Ramona Nößler winkte ihm von unten herzlich zu. Dann trat eine blonde Dame auf den Minibalkon von Richards Zimmer und fotografierte den Lkw aus Schmalkalden. Richards ist neben dem 79-jährigen Sänger Mick Jagger einziges Band-Urgestein von 1962 an. Schlagzeuger Charlie Watts verstarb im August 2021 im Alter von 80 Jahren. Minuten später blickte auch Mick Jagger aus seiner Präsidenten-Suite, zwei Etagen über Richards, aus dem Fenster. Ein Gespräch mit dem Sicherheits-Chef der Rolling Stones bezüglich des besonderen Autogrammwunsches brachte wenig. Er erklärte, sein Job sei es, für maximale Sicherheit der Band zu sorgen und jedwede Risiken möglichst klein zu halten, er könne leider nichts für die Nößlers tun. Viele vorbeikommende Berlin-Touristen und Stones-Fans fotografierten den Lkw und verteilten Komplimente an das Ehepaar Nößler. Eine Frau, die aus Atlanta (USA) extra zum Stones-Konzert nach Berlin geflogen war, machte mit großer Begeisterung Fotos von allen Seiten vom Kunstobjekt und bedankte sich bei den Schmalkaldern.
Ein Knöllchen fürs Parken vor dem Adlon
Nach drei Stunden Trubel kam dann das Berliner Ordnungsamt und verteilte Knöllchen am Brandenburger Tor und bereitete damit der temporären Touristenattraktion ein Ende. Umso größer war die Freude jedoch beim Ehepaar Nößler, als sie einen Tag später, ohne ihren Lkw, den sie einige hundert Meter entfernt abgestellt hatten, vor dem Hotel mit einem deutschen Mitarbeiter des Security-Teams der Stones sprachen und dieser sagte, auch er könne zwar nicht viel dafür tun, was das Signieren des Trucks anbelangt, dies liege leider nicht in seinem Kompetenzbereich. Aber er zeigte den Nößlers auf seinem Handy, dass auf der von den Rolling Stones offiziell betriebenen, eigenen Instagram-Seite am Morgen des Konzerttages in Berlin, zwei Fotos vom Stones-Truck als Status-Bilder eingestellt wurden. Eines war das Foto, das die unbekannte blonde Dame aus dem Hotelzimmer von Keith Richards vom LKW gemacht hatte. Die zweite Aufnahme zeigt den kompletten Truck mit Anhänger auf einer Straße in Berlin. „Dies ist schon ein großer Coup, denn so etwas passiert gewiss nicht alle Tage“, kommentierte der Sicherheits-Mitarbeiter der Band.

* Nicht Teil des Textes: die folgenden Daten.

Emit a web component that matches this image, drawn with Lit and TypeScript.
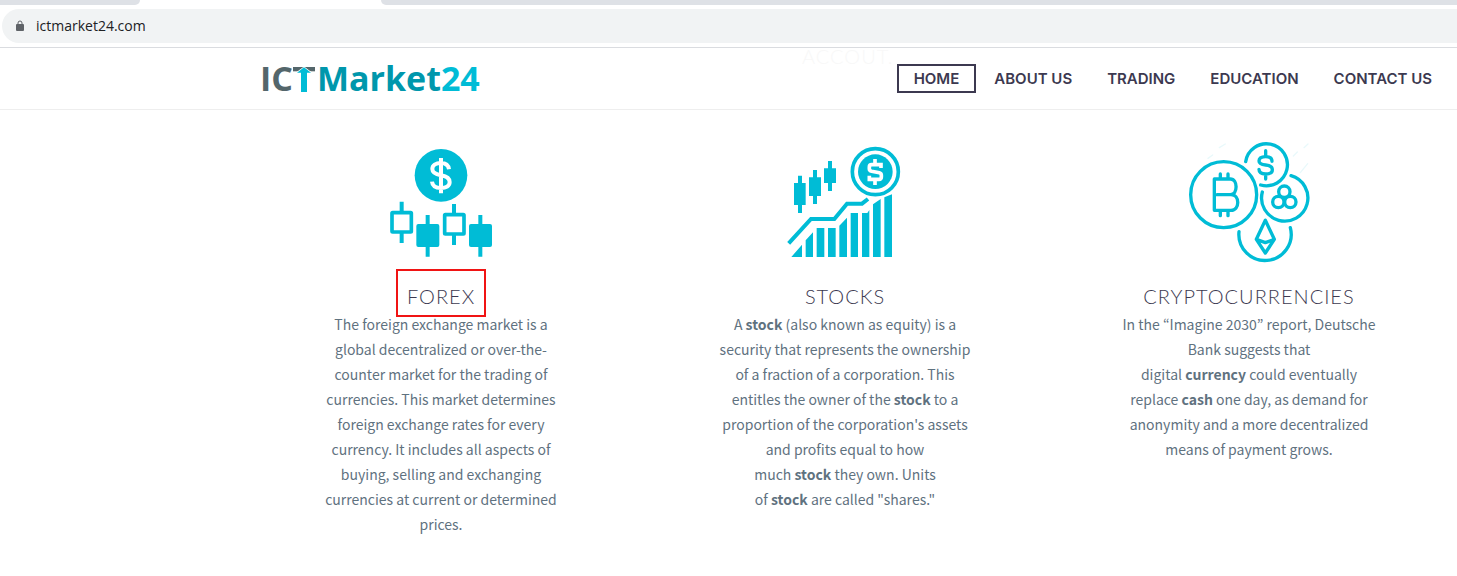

Am Tag nach dem Konzert in Berlin, was die Nößlers diesmal leider wegen Terminverpflichtungen nicht besuchen konnten, kam es dennoch zu einem weiteren, kleinen Happy End. Als der mit seinen 75 Jahren Jüngste der Rolling-Stones-Kerntruppe, Gitarrist Ronnie Wood, am Tag nach dem Konzert mit seiner Frau Sally das Hotel über einen Nebeneingang verließ, gab er noch einige Autogramme mit blauem Filzstift. Auch auf ein Fotoplakat des Schmalkalder Stones-Trucks, bevor er mit einer Luxuslimousine, freundlich winkend, davonbrauste. Auf die direkte Reporter-Frage, wie er dieses rollende Kunstwerk finde, antwortete Wood auf Englisch: „Ich habe den Truck vor dem Hotel stehen sehen. Er ist wirklich sehr schön.“ Dieses Kompliment kommt nicht von irgendwem. Seit seiner Kindheit widmet sich Ronnie Wood der Bildenden Kunst. Seine Malereien und Grafiken werden seit Jahrzehnten weltweit in Ausstellungen gezeigt. Einige seiner Gemälde hängen auch im Stones-Museum im niedersächsischen Lüchow im Wendland. Museumschef Ulli Schröder war mehrere Jahre der Galerist von Ronnie Wood und hat dessen Arbeiten im deutschsprachigen Raum verkauft. Der Stones-Truck-Besitzer Jens Nößler und seine Frau Ramona freuen sich „jedenfalls riesig über das Autogramm von Ronnie Wood und die weltweite Beachtung durch den Instagram-Post der beiden Lkw-Fotos durch die Rolling Stones.“
Die Nößlers jedenfalls tragen weiterhin die Hoffnung in ihren Fan-Herzen, dass es „irgendwann doch noch mit einem Autogramm der Stones auf ihrem LKW klappen wird. Wir würden dafür sogar bis nach London fahren“, sagt Jens Nößler und lächelt.